WHAT IS BEING ASKED »
Copy out each line of the material below that holds the string "styles".

********

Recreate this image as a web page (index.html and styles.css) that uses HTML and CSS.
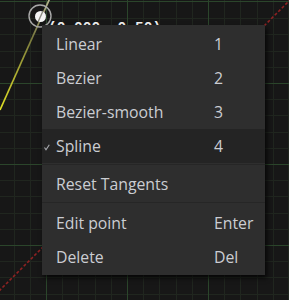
FILE: index.html
```html
<!DOCTYPE html>
<html lang="en">
<head>
	<meta charset="UTF-8">
	<title>Curve point menu</title>
<link rel="stylesheet" href="styles.css">
</head>
<body>
	<div class="editor">
		<svg class="graph" width="289" height="300" viewBox="0 0 289 300">
			<defs>
				<linearGradient id="curve" x1="0" y1="0" x2="0" y2="1">
					<stop offset="0" stop-color="#b8b890"/>
					<stop offset="0.35" stop-color="#7a7a40"/>
					<stop offset="1" stop-color="#e2e224"/>
				</linearGradient>
			</defs>
			<!-- minor grid -->
			<path class="grid_minor" d="M14.5 0V300M30.5 0V300M62.5 0V300M78.5 0V300M95.5 0V300M111.5 0V300M143.5 0V300M159.5 0V300M176.5 0V300M192.5 0V300M224.5 0V300M240.5 0V300M257.5 0V300M273.5 0V300M288.5 0V300
				M0 18.5H289M0 34.5H289M0 51.5H289M0 67.5H289M0 99.5H289M0 115.5H289M0 132.5H289M0 148.5H289M0 180.5H289M0 196.5H289M0 213.5H289M0 229.5H289M0 261.5H289M0 277.5H289M0 294.5H289"/>
			<!-- major grid -->
			<path class="grid_major" d="M46.5 0V300M127.5 0V300M208.5 0V300M0 1.5H289M0 83.5H289M0 164.5H289M0 245.5H289"/>

			<path class="dashed" d="M291 -1L-1 291"/>
			<path class="curve" d="M50 -2L0 110" stroke="url(#curve)"/>

			<circle class="ring" cx="40" cy="16" r="11"/>
			<circle class="dot" cx="40.5" cy="16.5" r="5.5"/>
			<path class="dot_line" d="M43 11L38 22"/>
		</svg>

		<!-- point value, mostly hidden under the menu -->
		<div class="coords_clip"><span class="coords">(0.000, 0.50)</span></div>

		<ul class="menu">
			<li class="item"><span class="label">Linear</span><span class="key">1</span></li>
			<li class="item"><span class="label">Bezier</span><span class="key">2</span></li>
			<li class="item"><span class="label">Bezier-smooth</span><span class="key">3</span></li>
			<li class="item active">
				<svg class="check" width="6" height="7" viewBox="0 0 6 7"><path d="M0.5 3.5L2 5.8L5.3 0.8"/></svg>
				<span class="label">Spline</span><span class="key">4</span>
			</li>
			<li class="sep"></li>
			<li class="item"><span class="label">Reset Tangents</span><span class="key"></span></li>
			<li class="sep sep_low"></li>
			<li class="item"><span class="label">Edit point</span><span class="key">Enter</span></li>
			<li class="item"><span class="label">Delete</span><span class="key">Del</span></li>
		</ul>
	</div>
</body>
</html>
```

FILE: styles.css
```css
*{margin: 0; padding: 0;}
li{list-style: none;}
html, body{
	width: 289px;
	height: 300px;
	overflow: hidden;
	background: #171717;
}
.editor{
	width: 289px;
	height: 300px;
	position: relative;
}
.graph{
	display: block;
}
.grid_minor{
	stroke: #20261f;
	stroke-width: 1;
	fill: none;
}
.grid_major{
	stroke: #2b452b;
	stroke-width: 1;
	fill: none;
}
.dashed{
	stroke: #8e2222;
	stroke-width: 1.6;
	stroke-dasharray: 3 2;
	fill: none;
}
.curve{
	stroke-width: 1.7;
	fill: none;
}
.ring{
	fill: none;
	stroke: #a8a8a8;
	stroke-width: 1.4;
}
.dot{
	fill: #f4f4f4;
}
.dot_line{
	stroke: #8a8a80;
	stroke-width: 1.4;
}
.coords_clip{
	position: absolute;
	top: 18px;
	left: 48px;
	width: 130px;
	height: 7px;
	overflow: hidden;
}
.coords{
	display: block;
	font: bold 14.5px/20px "Liberation Mono", monospace;
	color: #f2f2f2;
	white-space: nowrap;
}
.menu{
	position: absolute;
	top: 25px;
	left: 42px;
	width: 223px;
	padding: 2px 0 1px;
	background: #2e2e2e;
	box-shadow: 2px 3px 5px rgba(0, 0, 0, 0.75);
	font: 15.8px "Open Sans", "Noto Sans", sans-serif;
	color: #cbcdd2;
}
.item{
	height: 34px;
	display: flex;
	align-items: center;
	padding: 0 12px 0 14px;
	position: relative;
}
.item.active{
	background: #242424;
}
.label{
	flex: 1;
}
.key{
	width: 39px;
}
.check{
	position: absolute;
	left: 2px;
	top: 15px;
}
.check path{
	fill: none;
	stroke: #a9abb0;
	stroke-width: 1.1;
}
.sep{
	height: 1px;
	margin: 1px 0 2px;
	background: #262626;
}
.sep_low{
	margin: 1px 0 3px;
}
```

********

OUTPUT OF THE EXERCISE »
Recreate this image as a web page (index.html and styles.css) that uses HTML and CSS.
<link rel="stylesheet" href="styles.css">
FILE: styles.css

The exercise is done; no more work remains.